Несомненно, ‘Собрание сочинений Леонтьева’ украсит теперь все общественные и сколько-нибудь значительные частные библиотеки. Может быть, он еще не ‘пойдет по рукам’: столько колючего шиповника он сам насажал себе на одежду, что многим покажется жутко дотрагиваться. Вообще — это писатель не для салонов и гостиных, куда (замечательно!) так легко вошел Ницше. Он безотчетно и безошибочно обеспечил себя от ‘захватывания’ и ‘беглой популярности’. Но все серьезное в России приобретет его, и он впервые теперь, вот этот год, становится на ту высоту, где стоят Достоевский, Толстой, Влад. Соловьев, как равный среди равных. Год назад я говорил, что ‘новый писатель — есть, только не прочитан, это — Леонтьев’. Сборник в память его, изданный год же назад, очевидно, возымел свое действие. Зашевелились приспособления, зашевелились механизмы, без которых теперь, увы, никакая ‘психея’ не может жить, летать, дышать. Это — книготорговля, печать, магазины, библиотека, ‘Рубакин’. ‘Если Рубакин не за тебя, — умрешь, добрый Вильям’, — приходится сказать Шекспиру. И приходится всякому ‘Шекспиру’ поклониться ‘Рубакину’. Что делать — времена. Но вот ‘Рубакин’ сломлен, уговорен, ‘смилостивился’. Нет больше механических препятствий, ‘равнодушная природа’ умилостивлена двадцатилетней жертвой… Столько именно лет после смерти ждали его творения издания.

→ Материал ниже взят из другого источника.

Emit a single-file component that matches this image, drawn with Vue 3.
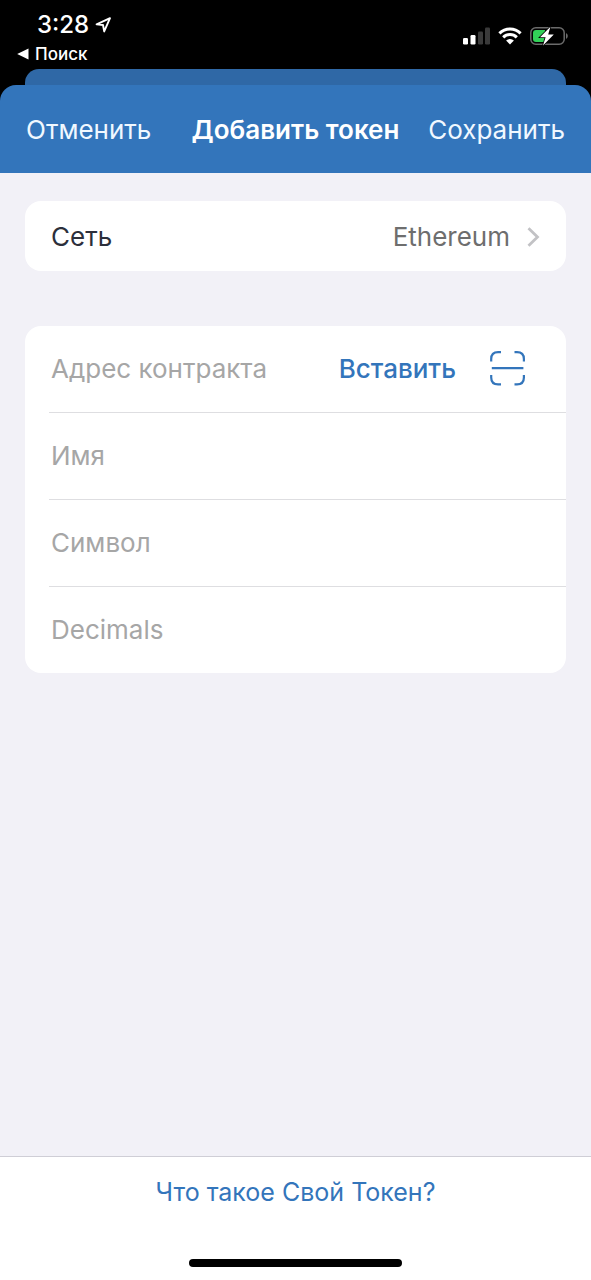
<script setup>
import { reactive } from 'vue'

const fields = [
  { id: 'contract', label: 'Адрес контракта', paste: true },
  { id: 'name', label: 'Имя' },
  { id: 'symbol', label: 'Символ' },
  { id: 'decimals', label: 'Decimals' },
]

const token = reactive({ contract: '', name: '', symbol: '', decimals: '' })
</script>

<template>
  <div class="screen">
    <div class="status">
      <div class="status-left">
        <div class="time">
          <span>3:28</span>
          <svg class="location" width="17" height="17" viewBox="0 0 17 17" aria-hidden="true">
            <path d="M1.6 7.4 15 1.2 9.2 14.4 8 8Z" fill="none" stroke="#fff" stroke-width="1.9" stroke-linejoin="round" />
          </svg>
        </div>
        <button type="button" class="back">
          <svg width="12" height="12" viewBox="0 0 12 12" aria-hidden="true">
            <path d="M.2 6 11.5.5v11Z" fill="#fff" />
          </svg>
          <span>Поиск</span>
        </button>
      </div>
      <div class="status-right">
        <svg width="27" height="18" viewBox="0 0 27 18" aria-hidden="true">
          <rect x="0" y="11" width="5" height="6.5" rx="1.2" fill="#fff" />
          <rect x="7.5" y="8" width="5" height="9.5" rx="1.2" fill="#fff" />
          <rect x="15" y="4.5" width="5" height="13" rx="1.2" fill="#3a3a3a" />
          <rect x="22" y="0.5" width="5" height="17" rx="1.2" fill="#3a3a3a" />
        </svg>
        <svg width="24" height="18" viewBox="0 0 24 18" aria-hidden="true">
          <path d="M1.4 6.4a15 15 0 0 1 21.2 0M5.2 10.4a9.6 9.6 0 0 1 13.6 0" fill="none" stroke="#fff" stroke-width="3" />
          <path d="M12 17.6 8.1 13.6a5.6 5.6 0 0 1 7.8 0Z" fill="#fff" />
        </svg>
        <svg width="38" height="20" viewBox="0 0 38 20" aria-hidden="true">
          <rect x=".8" y="1.8" width="33.4" height="16.4" rx="5" fill="none" stroke="#6b6b6b" stroke-width="1.5" />
          <path d="M36 7v6a3.4 3.4 0 0 0 0-6Z" fill="#6b6b6b" />
          <path d="M6 4h9v12H6a3 3 0 0 1-3-3V7a3 3 0 0 1 3-3Z" fill="#32d158" />
          <path d="M20.4.8 10 11.2h5.6L13 19.4 23.8 8.6h-5.6Z" fill="#fff" stroke="#000" stroke-width="1.6" paint-order="stroke" />
        </svg>
      </div>
    </div>

    <div class="backdrop">
      <div class="sheet-behind"></div>
      <header class="header">
        <button type="button" class="nav-button">Отменить</button>
        <h1>Добавить токен</h1>
        <button type="button" class="nav-button end">Сохранить</button>
      </header>
    </div>

    <main class="content">
      <button type="button" class="card network">
        <span>Сеть</span>
        <span class="value">Ethereum</span>
        <svg width="13" height="20" viewBox="0 0 13 20" aria-hidden="true">
          <path d="M1.5 1.2 10.5 10l-9 8.8" fill="none" stroke="#c2c2c5" stroke-width="2.8" />
        </svg>
      </button>

      <form class="card form" @submit.prevent>
        <div v-for="field in fields" :key="field.id" class="row">
          <input
            :id="field.id"
            v-model="token[field.id]"
            type="text"
            :placeholder="field.label"
            :aria-label="field.label"
          />
          <template v-if="field.paste">
            <button type="button" class="paste">Вставить</button>
            <button type="button" class="scan" aria-label="Сканировать">
              <svg width="36" height="36" viewBox="0 0 36 36" aria-hidden="true">
                <g fill="none" stroke="#3375bb" stroke-width="2.2">
                  <path d="M1.2 10.5V8Q1.2 1.1 8.1 1.1H11M24.5 1.1H27q6.9 0 6.9 6.9v2.5M33.9 24v2.5q0 6.9-6.9 6.9h-2.5M11 33.4H8.1q-6.9 0-6.9-6.9V24" />
                  <path d="M1.8 17.2h31.6" />
                </g>
              </svg>
            </button>
          </template>
        </div>
      </form>
    </main>

    <footer class="footer">
      <a href="#">Что такое Свой Токен?</a>
      <div class="home-indicator"></div>
    </footer>
  </div>
</template>

<style>
body {
  margin: 0;
  background: #f2f1f7;
}
</style>

<style scoped>
.screen {
  display: flex;
  flex-direction: column;
  min-height: 100vh;
  font-family: Inter, Roboto, sans-serif;
  font-size: 26px;
  line-height: 32px;
  color: #2c2f3b;
}

button,
input {
  margin: 0;
  padding: 0;
  border: 0;
  background: none;
  font: inherit;
  color: inherit;
}

svg {
  display: block;
  flex: none;
}

.status {
  display: flex;
  justify-content: space-between;
  align-items: flex-start;
  height: 69px;
  box-sizing: border-box;
  padding: 10px 23px 0 17px;
  background: #000;
  color: #fff;
}

.time {
  display: flex;
  align-items: center;
  gap: 6px;
  padding-left: 20px;
  font-size: 24px;
  line-height: 30px;
  font-weight: 500;
}

.back {
  display: flex;
  align-items: center;
  gap: 6px;
  font-size: 17px;
  line-height: 28px;
  font-weight: 500;
}

.status-right {
  display: flex;
  align-items: center;
  gap: 8px;
  padding-top: 16px;
}

.backdrop {
  background: #000;
}

.sheet-behind {
  height: 16px;
  margin: 0 25px;
  border-radius: 14px 14px 0 0;
  background: #2f68a6;
}

.header {
  display: grid;
  grid-template-columns: 1fr auto 1fr;
  align-items: center;
  padding: 29px 26px 27px;
  border-radius: 16px 16px 0 0;
  background: #3375bb;
  color: #fff;
}

.header h1 {
  margin: 0;
  font-size: 26px;
  font-weight: 600;
  white-space: nowrap;
}

.nav-button {
  justify-self: start;
  color: #f0f8ff;
}

.nav-button.end {
  justify-self: end;
}

.content {
  flex: 1;
  display: flex;
  flex-direction: column;
  gap: 55px;
  padding: 28px 25px;
}

.card {
  border-radius: 16px;
  background: #fff;
}

.network {
  display: flex;
  align-items: center;
  padding: 20px 26px 18px;
  text-align: left;
}

.network .value {
  margin: 0 17px 0 auto;
  color: #6e6e6e;
}

.row {
  display: flex;
  align-items: center;
  height: 86px;
  margin-left: 24px;
  padding: 0 40px 0 2px;
}

.row + .row {
  border-top: 1px solid #dedee1;
}

.row input {
  flex: 1;
  min-width: 0;
  outline: none;
}

.row input::placeholder {
  color: #a6a6a6;
  opacity: 1;
}

.paste {
  margin-right: 34px;
  color: #3375bb;
  font-weight: 500;
}

.footer {
  display: flex;
  flex-direction: column;
  align-items: center;
  gap: 51px;
  padding: 19px 0 13px;
  border-top: 1px solid #cfced6;
  background: #fff;
}

.footer a {
  color: #3375bb;
  font-size: 25px;
  text-decoration: none;
}

.home-indicator {
  width: 36%;
  height: 8px;
  border-radius: 4px;
  background: #000;
}
</style>
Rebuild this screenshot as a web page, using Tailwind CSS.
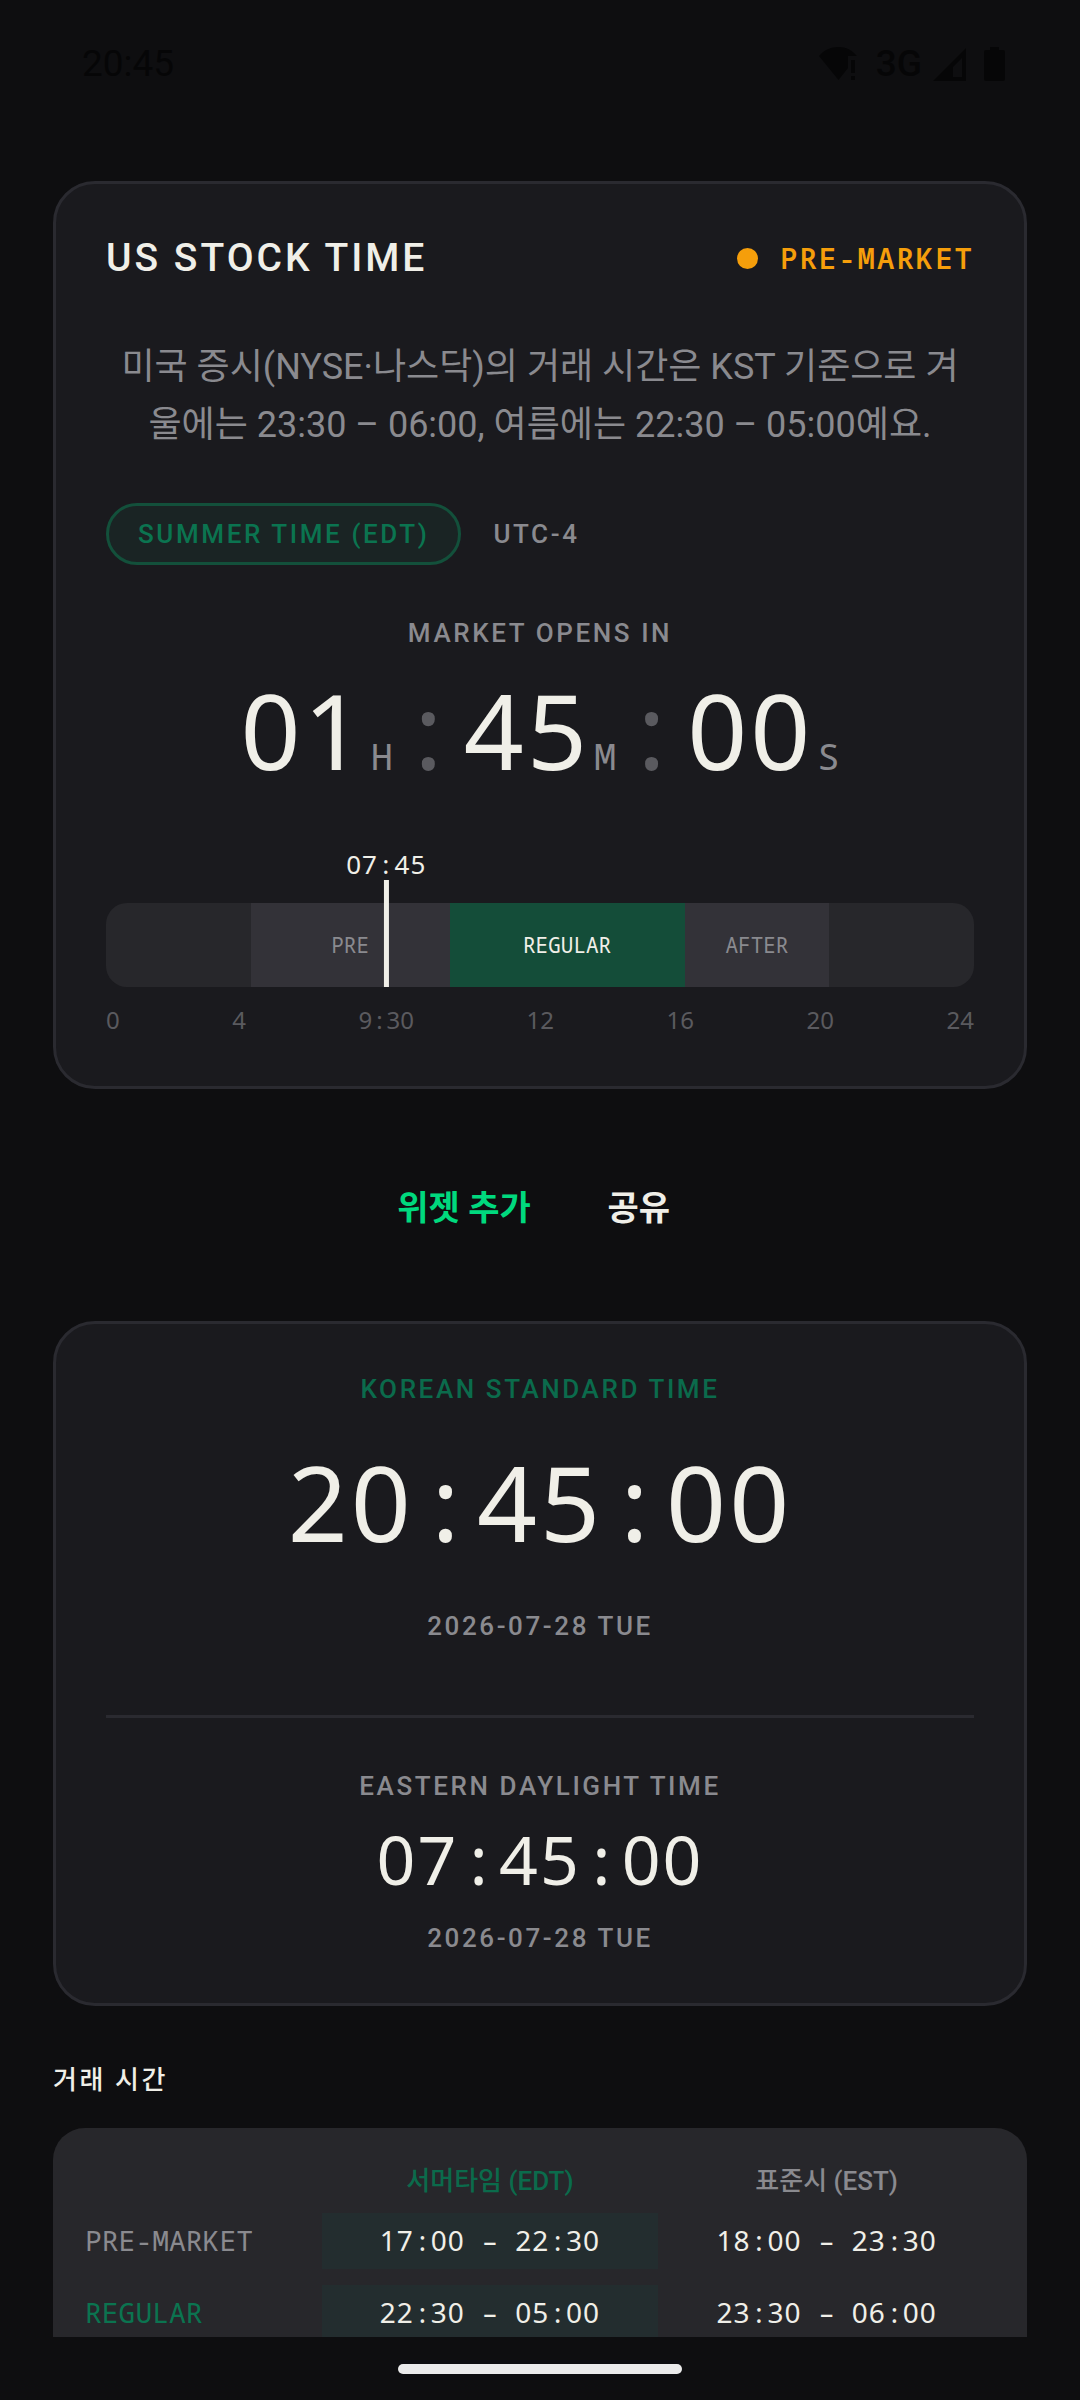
<!DOCTYPE html>
<html lang="ko">
<head>
    <meta charset="UTF-8">
    <meta name="viewport" content="width=device-width, initial-scale=1.0">
    <title>US Stock Time</title>
    <script src="https://cdn.jsdelivr.net/npm/@tailwindcss/browser@4"></script>
</head>
<body class="h-screen flex flex-col overflow-hidden bg-[#0e0e10] text-[#f0efe8] font-['Roboto','Noto_Sans_CJK_KR',sans-serif]">
    <!-- status bar -->
    <header class="h-[128px] shrink-0 pl-[82px] pr-[75px] flex items-center justify-between text-[#060607]">
        <span class="text-[37px] leading-[44px]">20:45</span>
        <div class="flex items-center">
            <svg class="w-[38px] h-[34px]" viewBox="0 0 38 34" fill="currentColor">
                <path d="M0 9C5 3 12 0 19.500 0S33 3 38 9H29V21L19.500 33Z"/>
                <path d="M32 13h4v13h-4zM32 29h4v4h-4z"/>
            </svg>
            <span class="ml-[19px] text-[37px] leading-[44px] font-medium">3G</span>
            <svg class="ml-[11px] w-[33px] h-[33px]" viewBox="0 0 33 33" fill="currentColor">
                <path fill-rule="evenodd" d="M33 0V33H0ZM29 10L20 19V29H29Z"/>
            </svg>
            <svg class="ml-[18px] w-[21px] h-[34px]" viewBox="0 0 21 34" fill="currentColor">
                <path d="M6 0h9v3h4a2 2 0 0 1 2 2v27a2 2 0 0 1-2 2H2a2 2 0 0 1-2-2V5a2 2 0 0 1 2-2h4z"/>
            </svg>
        </div>
    </header>

    <main class="flex-1 min-h-0 overflow-hidden px-[53px] pt-[53px]">
        <section class="rounded-[42px] border-[3px] border-[#2a2a30] bg-[#1a1a1e] p-[50px]">
            <div class="flex items-center justify-between">
                <h1 class="text-[39px] leading-[48px] font-medium tracking-[3px]">US STOCK TIME</h1>
                <div class="flex items-center gap-[22px] text-[#f59e0b]">
                    <span class="size-[21px] rounded-full bg-[#f59e0b]"></span>
                    <span class="text-[29px] leading-[46px] font-semibold tracking-[2px] font-['Noto_Sans_Mono','Noto_Sans',monospace]">PRE-MARKET</span>
                </div>
            </div>

            <p class="mt-[56px] text-center text-[36px] leading-[58px] text-[#8a8a8f] break-all">미국 증시(NYSE·나스닥)의 거래 시간은 KST 기준으로 겨울에는 23:30 – 06:00, 여름에는 22:30 – 05:00예요.</p>

            <div class="mt-[49px] flex items-center gap-[32px] text-[26px] leading-[30px] font-medium tracking-widest">
                <span class="h-[62px] px-[29px] flex items-center rounded-full border-[3px] border-[#13503b] bg-[#1a2424] text-[#0b7450]">SUMMER TIME (EDT)</span>
                <span class="text-[#8a8a8f]">UTC-4</span>
            </div>

            <h2 class="mt-[53px] text-center text-[26px] leading-[30px] font-medium tracking-widest text-[#8a8a8f]">MARKET OPENS IN</h2>
            <div class="mt-[19px] flex justify-center items-baseline gap-[4px] text-[105px] leading-[126px] font-['Noto_Sans',sans-serif]">
                <span class="tracking-[3px]">01</span><span class="text-[37px] leading-[40px] text-[#8a8a8f] font-['Noto_Sans_Mono',monospace]">H</span>
                <span class="w-[63px] text-center text-[#5a5a5f]">:</span>
                <span class="tracking-[3px]">45</span><span class="text-[37px] leading-[40px] text-[#8a8a8f] font-['Noto_Sans_Mono',monospace]">M</span>
                <span class="w-[63px] text-center text-[#5a5a5f]">:</span>
                <span class="tracking-[3px]">00</span><span class="text-[37px] leading-[40px] text-[#8a8a8f] font-['Noto_Sans_Mono',monospace]">S</span>
            </div>

            <!-- trading day -->
            <div class="relative mt-[55px] pt-[55px] font-['Noto_Sans_Mono','Noto_Sans',monospace]">
                <div class="h-[84px] flex overflow-hidden rounded-[21px] bg-[#27272b] text-[21px] leading-[84px] text-center text-[#8a8a8f]">
                    <div style="width:16.667%"></div>
                    <div class="bg-[#333238]" style="width:22.917%">PRE</div>
                    <div class="bg-[#144d39] text-[#f0efe8]" style="width:27.083%">REGULAR</div>
                    <div class="bg-[#333238]" style="width:16.667%">AFTER</div>
                </div>
                <div class="absolute inset-y-0 flex flex-col items-center -translate-x-1/2" style="left:32.292%">
                    <span class="text-[26px] leading-[32px] tracking-[1px] font-['Noto_Sans',sans-serif]">07<span class="font-['Noto_Sans_Mono',monospace]">:</span>45</span>
                    <span class="w-[5px] flex-1 bg-[#f0efe8]"></span>
                </div>
            </div>
            <div class="mt-[17px] flex justify-between text-[24px] leading-[32px] text-[#5a5a5f] font-['Noto_Sans',sans-serif]">
                <span>0</span><span>4</span><span>9<span class="font-['Noto_Sans_Mono',monospace]">:</span>30</span><span>12</span><span>16</span><span>20</span><span>24</span>
            </div>
        </section>

        <div class="h-[232px] pt-[6px] flex items-center justify-center text-[34px] leading-[50px] font-bold">
            <button type="button" class="h-[126px] px-[32px] text-[#00d97e]">위젯 추가</button>
            <button type="button" class="h-[126px] min-w-[152px] px-[32px]">공유</button>
        </div>

        <section class="rounded-[42px] border-[3px] border-[#2a2a30] bg-[#1a1a1e] p-[50px] text-center">
            <h2 class="text-[26px] leading-[30px] font-medium tracking-widest text-[#0b6b4c]">KOREAN STANDARD TIME</h2>
            <div class="mt-[35px] text-[105px] leading-[126px] tracking-[3px] font-['Noto_Sans',sans-serif]">20<span class="tracking-normal font-['Noto_Sans_Mono',monospace]">:</span>45<span class="tracking-normal font-['Noto_Sans_Mono',monospace]">:</span>00</div>
            <div class="mt-[46px] text-[26px] leading-[30px] font-medium tracking-widest text-[#8a8a8f]">2026-07-28 TUE</div>
            <hr class="mt-[74px] border-0 h-[3px] bg-[#2a2a30]">
            <h2 class="mt-[53px] text-[26px] leading-[30px] font-medium tracking-widest text-[#8a8a8f]">EASTERN DAYLIGHT TIME</h2>
            <div class="mt-[18px] text-[68px] leading-[80px] tracking-[2px] font-['Noto_Sans',sans-serif]">07<span class="tracking-normal font-['Noto_Sans_Mono',monospace]">:</span>45<span class="tracking-normal font-['Noto_Sans_Mono',monospace]">:</span>00</div>
            <div class="mt-[24px] text-[26px] leading-[30px] font-medium tracking-widest text-[#8a8a8f]">2026-07-28 TUE</div>
        </section>

        <h2 class="mt-[59px] text-[26px] leading-[30px] font-medium tracking-widest">거래 시간</h2>
        <div class="mt-[33px] rounded-[32px] bg-[#27272b] px-[32px] pt-[27px] pb-[32px]">
            <table class="w-full table-fixed text-[28px] leading-[54px] text-center">
                <thead>
                    <tr class="text-[26px] leading-[48px] text-[#8a8a8f]">
                        <th class="w-[26%]"></th>
                        <th class="w-[37%] pt-[2px] font-medium text-[#0b6b4c]" scope="col">서머타임 (EDT)</th>
                        <th class="w-[37%] pt-[2px] font-medium" scope="col">표준시 (EST)</th>
                    </tr>
                </thead>
                <tbody class="font-['Noto_Sans',sans-serif]">
                    <tr>
                        <th class="pb-[2px] text-left font-normal text-[#8a8a8f] font-['Noto_Sans_Mono',monospace]" scope="row">PRE-MARKET</th>
                        <td class="py-[8px]"><div class="pb-[2px] bg-[#232d2f] tracking-[1px]">17<span class="tracking-normal font-['Noto_Sans_Mono',monospace]">:</span>00<span class="tracking-normal font-['Noto_Sans_Mono',monospace]"> – </span>22<span class="tracking-normal font-['Noto_Sans_Mono',monospace]">:</span>30</div></td>
                        <td class="py-[8px]"><div class="pb-[2px] tracking-[1px]">18<span class="tracking-normal font-['Noto_Sans_Mono',monospace]">:</span>00<span class="tracking-normal font-['Noto_Sans_Mono',monospace]"> – </span>23<span class="tracking-normal font-['Noto_Sans_Mono',monospace]">:</span>30</div></td>
                    </tr>
                    <tr>
                        <th class="pb-[2px] text-left font-normal text-[#0b7450] font-['Noto_Sans_Mono',monospace]" scope="row">REGULAR</th>
                        <td class="py-[8px]"><div class="pb-[2px] bg-[#232d2f] tracking-[1px]">22<span class="tracking-normal font-['Noto_Sans_Mono',monospace]">:</span>30<span class="tracking-normal font-['Noto_Sans_Mono',monospace]"> – </span>05<span class="tracking-normal font-['Noto_Sans_Mono',monospace]">:</span>00</div></td>
                        <td class="py-[8px]"><div class="pb-[2px] tracking-[1px]">23<span class="tracking-normal font-['Noto_Sans_Mono',monospace]">:</span>30<span class="tracking-normal font-['Noto_Sans_Mono',monospace]"> – </span>06<span class="tracking-normal font-['Noto_Sans_Mono',monospace]">:</span>00</div></td>
                    </tr>
                </tbody>
            </table>
        </div>
    </main>

    <!-- gesture bar -->
    <footer class="h-[63px] shrink-0 flex items-center justify-center">
        <div class="w-[284px] h-[10px] rounded-full bg-[#ebebeb]"></div>
    </footer>
</body>
</html>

Теперь входите и читайте все, — Леонтьев открыт.

КОММЕНТАРИИ

НВ. 1912. 16 июня. No 13024.
…началось выходом 12-томное издание… — В этом издании вышло девять томов, ‘письма’ не выходили: Леонтьев К. Н. Собрание сочинений. Т. 1 — 9. М.: Изд-во В. М. Саблина, СПб.: Изд-во ‘Деятель’, 1912 — 1913.
Всего месяца два, как появилась… Куклярский Ф. Ф. Осужденный мир (Философия человекоборческой природы). СПб., 1912.
…’Рубакин’… Имеются в виду рекомендательные списки литературы ‘Что читать?’, публиковавшиеся с 1890-х гг. библиографом Н. А. Рубакиным.